The episode received mixed to negative reviews. Review aggregator Rotten Tomatoes gives the episode an approval score of 29%, based on 7 critical reviews. TVLine named Domingo their "Performer of the Week" on June 6, 2026 for his work in this episode. The site wrote "Colman Domingo was sensational as Ali fought to avenge Rue's death before finally finding some measure of peace. Ali got to share a quiet moment with Rue before she passed, with Domingo and Zendaya showing us the easy rapport the two had with each other. But in the morning, Ali discovered Rue's lifeless body, and Domingo's face crumpled up in heart-wrenching fashion as Ali was forced to say goodbye to yet another friend." For IndieWire, Ben Travers wrote that the episode "failed spectacularly" to give an "honest" portrayal of how someone like Rue would likely die and called Ali's revenge for her death "overwrought". In Variety, Alison Herman called the finale a "jumbled mishmash that did a lot and said little". The Guardian's Louis Staples called the finale a "lurid epic of biblical proportions", adding that "perhaps Euphoria’s finale wasn’t a lesson on morality at all, but a study in the hypocrisy of this new, algorithm-infused American Dream. It’s just a shame that, like the season as a whole, you have to look so hard – past so many gratuitous gunshots and subplots – to see what the show is trying to say."

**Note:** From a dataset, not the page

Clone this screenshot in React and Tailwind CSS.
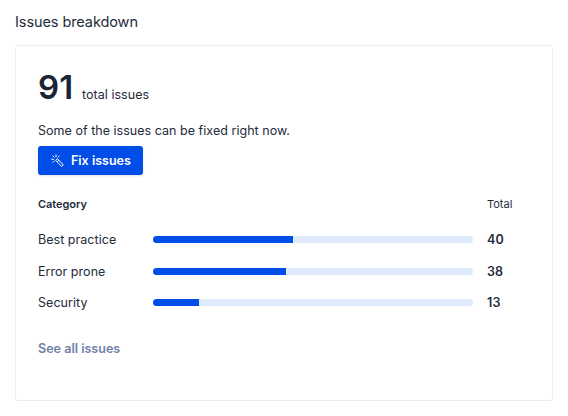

In a C+ review for The A.V. Club, Emma Fraser wrote that Rue's early death left a "gaping hole" in the episode and called Schafer's limited appearances a "wasted opportunity". In a three out of five star review for Vulture, Rafaela Bassili wrote that "after seven episodes wearing down the viewer with a bleak perspective, in the season finale, Euphoria pulls itself out of its own somber patterns to reach for grace and mercy in Christian symbolism, American wholesomeness, and the concept of family." Refinery29 wrote that "Thank God Euphoria has come to an end. After watching this very weird and graphic season carelessly shuffle its characters through drug lords, sex work and crime bosses, it finally said something of substance. And though I enjoyed the finale — which creator Sam Levinson recently confirmed wraps the series — I find it difficult to clap too hard." Rolling Stone wrote that the finale "didn’t deliver" what "fans wanted", but "it was the finale the show deserved. Sam Levinson’s era-defining series has come to an end — leaving a messy legacy."

=== Accolades ===
The episode was Zendaya's submission at the 78th Primetime Emmy Awards, leading her to be nominated for the Primetime Emmy Award for Outstanding Lead Actress in a Drama Series. Three of Euphorias nominations at the 78th Primetime Creative Arts Emmy Awards were for the episode. Domingo was nominated for the Primetime Emmy Award for Outstanding Guest Actor in a Drama Series. Rév was nominated for the Primetime Emmy Award for Outstanding Cinematography for a Series (One Hour). Editors Nikola Boyanov, Aleshka Ferrero, Aaron I. Butler, Julio C. Perez IV and additional editor Kristin Valentine were nominated for the Primetime Emmy Award for Outstanding Picture Editing for a Drama Series.